IEEE Trans Pattern Anal Mach Intell ; 39(5): 922-936, 2017 05.
Artigo em Inglês | MEDLINE | ID: mdl-28113699

RESUMO

Visual observations of dynamic phenomena, such as human actions, are often represented as sequences of smoothly-varying features. In cases where the feature spaces can be structured as Riemannian manifolds, the corresponding representations become trajectories on manifolds. Analysis of these trajectories is challenging due to non-linearity of underlying spaces and high-dimensionality of trajectories. In vision problems, given the nature of physical systems involved, these phenomena are better characterized on a low-dimensional manifold compared to the space of Riemannian trajectories. For instance, if one does not impose physical constraints of the human body, in data involving human action analysis, the resulting representation space will have highly redundant features. Learning an effective, low-dimensional embedding for action representations will have a huge impact in the areas of search and retrieval, visualization, learning, and recognition. Traditional manifold learning addresses this problem for static points in the euclidean space, but its extension to Riemannian trajectories is non-trivial and remains unexplored. The difficulty lies in inherent non-linearity of the domain and temporal variability of actions that can distort any traditional metric between trajectories. To overcome these issues, we use the framework based on transported square-root velocity fields (TSRVF); this framework has several desirable properties, including a rate-invariant metric and vector space representations. We propose to learn an embedding such that each action trajectory is mapped to a single point in a low-dimensional euclidean space, and the trajectories that differ only in temporal rates map to the same point.
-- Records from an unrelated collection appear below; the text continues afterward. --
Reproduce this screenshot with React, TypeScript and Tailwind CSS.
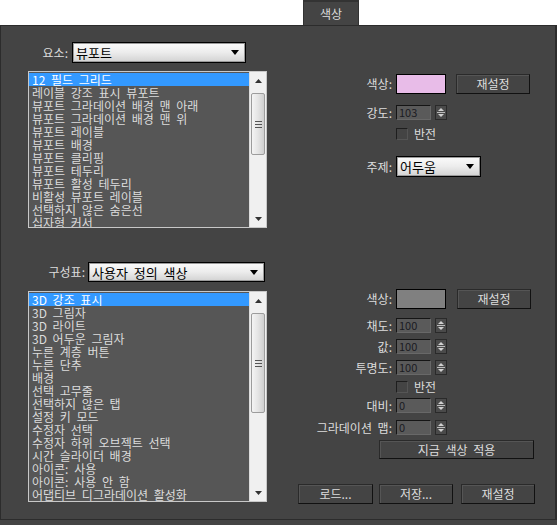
import React from "react";

const FONT = { fontFamily: '"Noto Sans CJK KR", "Noto Sans", sans-serif' };

function Dropdown({ text, w }: { text: string; w: string }) {
  return (
    <div
      className={`${w} h-full border border-black bg-gradient-to-b from-[#fbfbfb] via-[#ececec] to-[#d2d2d2] flex items-center justify-between pl-[3px] pr-[6px] shadow-[inset_0_0_0_1px_#9a9a9a]`}
    >
      <span className="text-[13px] leading-none text-black">{text}</span>
      <svg width="8" height="5" viewBox="0 0 8 5">
        <path d="M0 0 H8 L4 5 Z" fill="#000" />
      </svg>
    </div>
  );
}

function Scrollbar({ thumbTop, thumbH }: { thumbTop: number; thumbH: number }) {
  return (
    <div className="w-[17px] h-full bg-[#f0f0f0] border-l border-[#dcdcdc] flex flex-col shrink-0">
      <div className="h-[17px] flex items-center justify-center shrink-0">
        <svg width="7" height="4" viewBox="0 0 7 4">
          <path d="M0 4 H7 L3.5 0 Z" fill="#333" />
        </svg>
      </div>
      <div className="flex-1 flex flex-col px-[1px]">
        <div style={{ height: thumbTop }} className="shrink-0" />
        <div
          style={{ height: thumbH }}
          className="shrink-0 rounded-[2px] border border-[#9c9c9c] bg-gradient-to-r from-[#f4f4f4] via-[#e4e4e4] to-[#cfcfcf] flex flex-col items-center justify-center gap-[2px]"
        >
          <div className="w-[7px] h-[1px] bg-[#555]" />
          <div className="w-[7px] h-[1px] bg-[#555]" />
          <div className="w-[7px] h-[1px] bg-[#555]" />
        </div>
      </div>
      <div className="h-[17px] flex items-center justify-center shrink-0">
        <svg width="7" height="4" viewBox="0 0 7 4">
          <path d="M0 0 H7 L3.5 4 Z" fill="#333" />
        </svg>
      </div>
    </div>
  );
}

function ListBox({ items, h, thumbTop, thumbH }: { items: string[]; h: string; thumbTop: number; thumbH: number }) {
  return (
    <div className={`w-[239px] ${h} border border-[#c8c8c8] bg-[#565656] flex overflow-hidden`}>
      <div className="flex-1 flex flex-col overflow-hidden pt-[1px]">
        {items.map((t, i) => (
          <div
            key={i}
            className={`h-[13px] shrink-0 leading-[13px] text-[12px] pl-[3px] whitespace-nowrap ${
              i === 0 ? "bg-[#3399ff] text-white" : "text-[#dcdcdc]"
            }`}
          >
            {t}
          </div>
        ))}
      </div>
      <Scrollbar thumbTop={thumbTop} thumbH={thumbH} />
    </div>
  );
}

function Btn({ text, w, h = "h-[20px]" }: { text: string; w: string; h?: string }) {
  return (
    <div
      className={`${w} ${h} border border-t-[#2a2a2a] border-l-[#2a2a2a] border-b-[#111] border-r-[#111] bg-[#444] shadow-[inset_1px_1px_0_#555] flex items-center justify-center text-[12px] text-[#dcdcdc] shrink-0`}
    >
      {text}
    </div>
  );
}

function Spinner() {
  return (
    <div className="w-[12px] h-[15px] ml-[4px] border border-[#2a2a2a] bg-[#4a4a4a] flex flex-col items-center justify-center gap-[1px]">
      <svg width="6" height="3" viewBox="0 0 6 3">
        <path d="M0 3 H6 L3 0 Z" fill="#d0d0d0" />
      </svg>
      <div className="w-[8px] h-[1px] bg-[#bbb]" />
      <svg width="6" height="3" viewBox="0 0 6 3">
        <path d="M0 0 H6 L3 3 Z" fill="#d0d0d0" />
      </svg>
    </div>
  );
}

function Label({ text }: { text: string }) {
  return <div className="w-[98px] pr-[4px] text-right text-[12px] text-[#dcdcdc] leading-none shrink-0">{text}</div>;
}

function SpinRow({ label, value, mt }: { label: string; value: string; mt: string }) {
  return (
    <div className={`flex items-center h-[15px] ${mt}`}>
      <Label text={label} />
      <div className="w-[35px] h-[15px] bg-[#5a5a5a] border border-t-[#151515] border-l-[#151515] border-b-[#686868] border-r-[#686868] text-[11px] leading-[13px] text-[#1a1a22] pl-[2px]">
        {value}
      </div>
      <Spinner />
    </div>
  );
}

function CheckRow({ mt }: { mt: string }) {
  return (
    <div className={`flex items-center h-[12px] ${mt}`}>
      <div className="w-[98px] shrink-0" />
      <div className="w-[12px] h-[12px] border border-t-[#1e1e1e] border-l-[#1e1e1e] border-b-[#555] border-r-[#555] bg-[#444]" />
      <div className="ml-[6px] text-[12px] text-[#dcdcdc] leading-none">반전</div>
    </div>
  );
}

function Swatch({ color }: { color: string }) {
  return <div className={`w-[50px] h-[20px] border border-black ${color} shrink-0`} />;
}

const list1 = [
  "12 필드 그리드",
  "레이블 강조 표시 뷰포트",
  "뷰포트 그라데이션 배경 맨 아래",
  "뷰포트 그라데이션 배경 맨 위",
  "뷰포트 레이블",
  "뷰포트 배경",
  "뷰포트 클리핑",
  "뷰포트 테두리",
  "뷰포트 활성 테두리",
  "비활성 뷰포트 레이블",
  "선택하지 않은 숨은선",
  "십자형 커서",
];

const list2 = [
  "3D 강조 표시",
  "3D 그림자",
  "3D 라이트",
  "3D 어두운 그림자",
  "누른 계층 버튼",
  "누른 단추",
  "배경",
  "선택 고무줄",
  "선택하지 않은 탭",
  "설정 키 모드",
  "수정자 선택",
  "수정자 하위 오브젝트 선택",
  "시간 슬라이더 배경",
  "아이콘: 사용",
  "아이콘: 사용 안 함",
  "어댑티브 디그라데이션 활성화",
];

export default function App() {
  return (
    <div className="w-[557px] h-[525px] bg-white overflow-hidden flex flex-col [word-spacing:3px]" style={FONT}>
      <div className="h-[25px] flex shrink-0">
        <div className="ml-[303px] w-[56px] h-[25px] bg-[#444] border-t-[2px] border-x border-[#333] flex items-center justify-center text-[12px] text-[#dcdcdc]">
          색상
        </div>
      </div>
      <div className="flex-1 bg-[#444] flex flex-col">
        <div className="h-[495px] border-t border-l border-r-2 border-b border-[#2c2c2c] flex flex-col pl-[27px]">
          {/* Section 1 */}
          <div className="flex items-center h-[21px] mt-[16px]">
            <div className="w-[44px] pr-[4px] text-right text-[12px] text-[#dcdcdc] leading-none">요소:</div>
            <Dropdown text="뷰포트" w="w-[174px]" />
          </div>
          <div className="flex mt-[8px]">
            <ListBox items={list1} h="h-[157px]" thumbTop={4} thumbH={62} />
            <div className="ml-[31px] flex flex-col">
              <div className="flex items-center h-[20px] mt-[3px]">
                <Label text="색상:" />
                <Swatch color="bg-[#e8bce8]" />
                <div className="ml-[10px]">
                  <Btn text="재설정" w="w-[74px]" />
                </div>
              </div>
              <SpinRow label="강도:" value="103" mt="mt-[11px]" />
              <CheckRow mt="mt-[8px]" />
              <div className="flex items-center h-[21px] mt-[16px]">
                <Label text="주제:" />
                <Dropdown text="어두움" w="w-[85px]" />
              </div>
            </div>
          </div>

          {/* Section 2 */}
          <div className="flex items-center h-[20px] mt-[34px]">
            <div className="w-[60px] pr-[3px] text-right text-[12px] text-[#dcdcdc] leading-none">구성표:</div>
            <Dropdown text="사용자 정의 색상" w="w-[177px]" />
          </div>
          <div className="flex mt-[7px]">
            <div className="mt-[2px]">
              <ListBox items={list2} h="h-[211px]" thumbTop={4} thumbH={100} />
            </div>
            <div className="ml-[31px] flex flex-col">
              <div className="flex items-center h-[20px]">
                <Label text="색상:" />
                <Swatch color="bg-[#808080]" />
                <div className="ml-[11px]">
                  <Btn text="재설정" w="w-[74px]" />
                </div>
              </div>
              <SpinRow label="채도:" value="100" mt="mt-[9px]" />
              <SpinRow label="값:" value="100" mt="mt-[6px]" />
              <SpinRow label="투명도:" value="100" mt="mt-[6px]" />
              <CheckRow mt="mt-[6px]" />
              <SpinRow label="대비:" value="0" mt="mt-[5px]" />
              <SpinRow label="그라데이션 맵:" value="0" mt="mt-[7px]" />
              <div className="mt-[5px] ml-[81px]">
                <Btn text="지금 색상 적용" w="w-[155px]" h="h-[19px]" />
              </div>
              <div className="flex mt-[25px]">
                <Btn text="로드..." w="w-[75px]" />
                <div className="ml-[6px]">
                  <Btn text="저장..." w="w-[74px]" />
                </div>
                <div className="ml-[8px]">
                  <Btn text="재설정" w="w-[74px]" />
                </div>
              </div>
            </div>
          </div>
        </div>
      </div>
    </div>
  );
}
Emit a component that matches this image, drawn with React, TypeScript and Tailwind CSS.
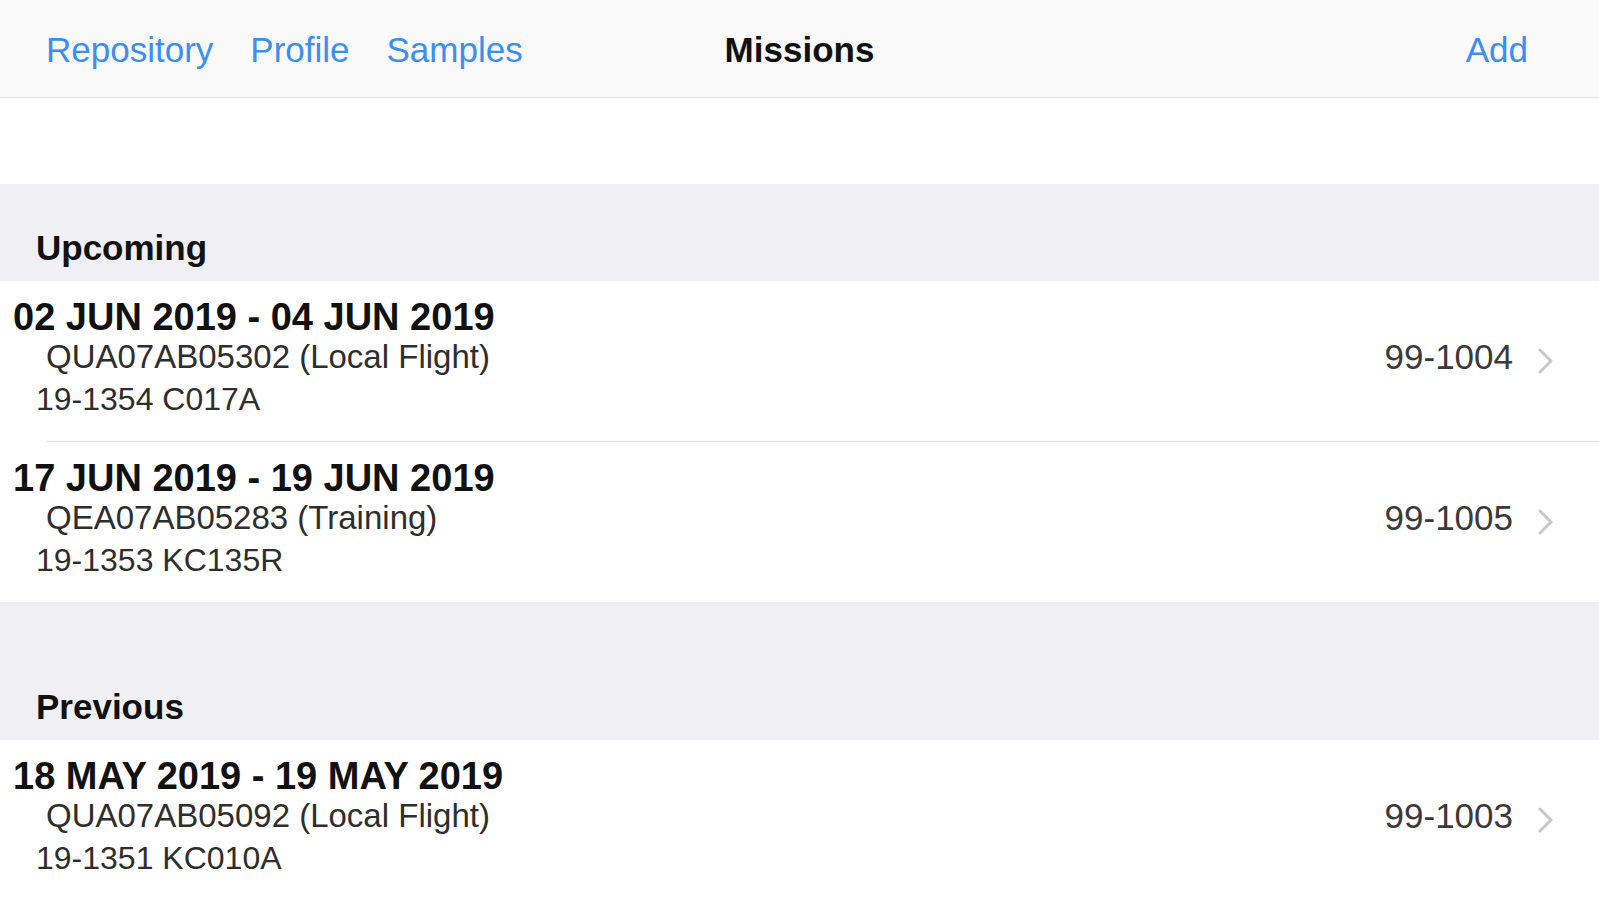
type Mission = {
  dates: string
  code: string
  tail: string
  id: string
}

const upcoming: Mission[] = [
  { dates: '02 JUN 2019 - 04 JUN 2019', code: 'QUA07AB05302 (Local Flight)', tail: '19-1354 C017A', id: '99-1004' },
  { dates: '17 JUN 2019 - 19 JUN 2019', code: 'QEA07AB05283 (Training)', tail: '19-1353 KC135R', id: '99-1005' },
]

const previous: Mission[] = [
  { dates: '18 MAY 2019 - 19 MAY 2019', code: 'QUA07AB05092 (Local Flight)', tail: '19-1351 KC010A', id: '99-1003' },
]

function Chevron() {
  return (
    <svg width="15" height="26" viewBox="0 0 15 26" fill="none" className="ml-[25px] mt-[8px] shrink-0">
      <path d="M2 2 L13 13 L2 24" stroke="#c7c7cc" strokeWidth="3" strokeLinecap="round" strokeLinejoin="round" />
    </svg>
  )
}

function MissionRow({ m, last }: { m: Mission; last: boolean }) {
  return (
    <div className="bg-white">
      <div className="flex items-start pt-[16px] pb-[20px] pr-[46px]">
        <div className="flex-1 min-w-0">
          <div className="pl-[13px] text-[38px] leading-[40px] font-bold text-[#111]">{m.dates}</div>
          <div className="pl-[46px] text-[33px] leading-[40px] text-[#2e2e2e]">{m.code}</div>
          <div className="pl-[36px] text-[32px] leading-[44px] text-[#2e2e2e]">{m.tail}</div>
        </div>
        <div className="mt-[40px] flex items-center h-[40px]">
          <span className="text-[35px] leading-[40px] text-[#3a3a3a]">{m.id}</span>
          <Chevron />
        </div>
      </div>
      {!last && <div className="ml-[46px] h-px bg-[#e4e4e8]" />}
    </div>
  )
}

export default function App() {
  return (
    <div className="min-h-screen bg-white" style={{ fontFamily: '"Liberation Sans", Arial, sans-serif' }}>
      {/* ── Nav bar ── */}
      <header className="grid grid-cols-[1fr_auto_1fr] items-center h-[98px] pt-[4px] bg-[#f9f9f9] border-b border-[#e2e2e2]">
        <nav className="flex items-center gap-[37px] pl-[46px] text-[35px] text-[#3b8ef3]">
          <span>Repository</span>
          <span>Profile</span>
          <span>Samples</span>
        </nav>
        <h1 className="text-[35px] font-bold text-[#111]">Missions</h1>
        <div className="flex justify-end pr-[71px] text-[35px] text-[#3b8ef3]">Add</div>
      </header>

      <div className="h-[86px] bg-white" />

      {/* ── Upcoming ── */}
      <div className="bg-[#efeff4] h-[97px] flex items-end pb-[13px] pl-[36px]">
        <span className="text-[35px] leading-[40px] font-bold text-[#111]">Upcoming</span>
      </div>
      {upcoming.map((m, i) => (
        <MissionRow key={m.id} m={m} last={i === upcoming.length - 1} />
      ))}

      {/* ── Previous ── */}
      <div className="bg-[#efeff4] h-[138px] flex items-end pb-[13px] pl-[36px]">
        <span className="text-[35px] leading-[40px] font-bold text-[#111]">Previous</span>
      </div>
      {previous.map((m, i) => (
        <MissionRow key={m.id} m={m} last={i === previous.length - 1} />
      ))}
    </div>
  )
}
We utilize the TSRVF representation, and accompanying statistical summaries of Riemannian trajectories, to extend existing coding methods such as PCA, KSVD and Label Consistent KSVD to Riemannian trajectories or more generally to Riemannian functions. We show that such coding efficiently captures trajectories in applications such as action recognition, stroke rehabilitation, visual speech recognition, clustering and diverse sequence sampling. Using this framework, we obtain state-of-the-art recognition results, while reducing the dimensionality/ complexity by a factor of 100-250x. Since these mappings and codes are invertible, they can also be used to interactively-visualize Riemannian trajectories and synthesize actions.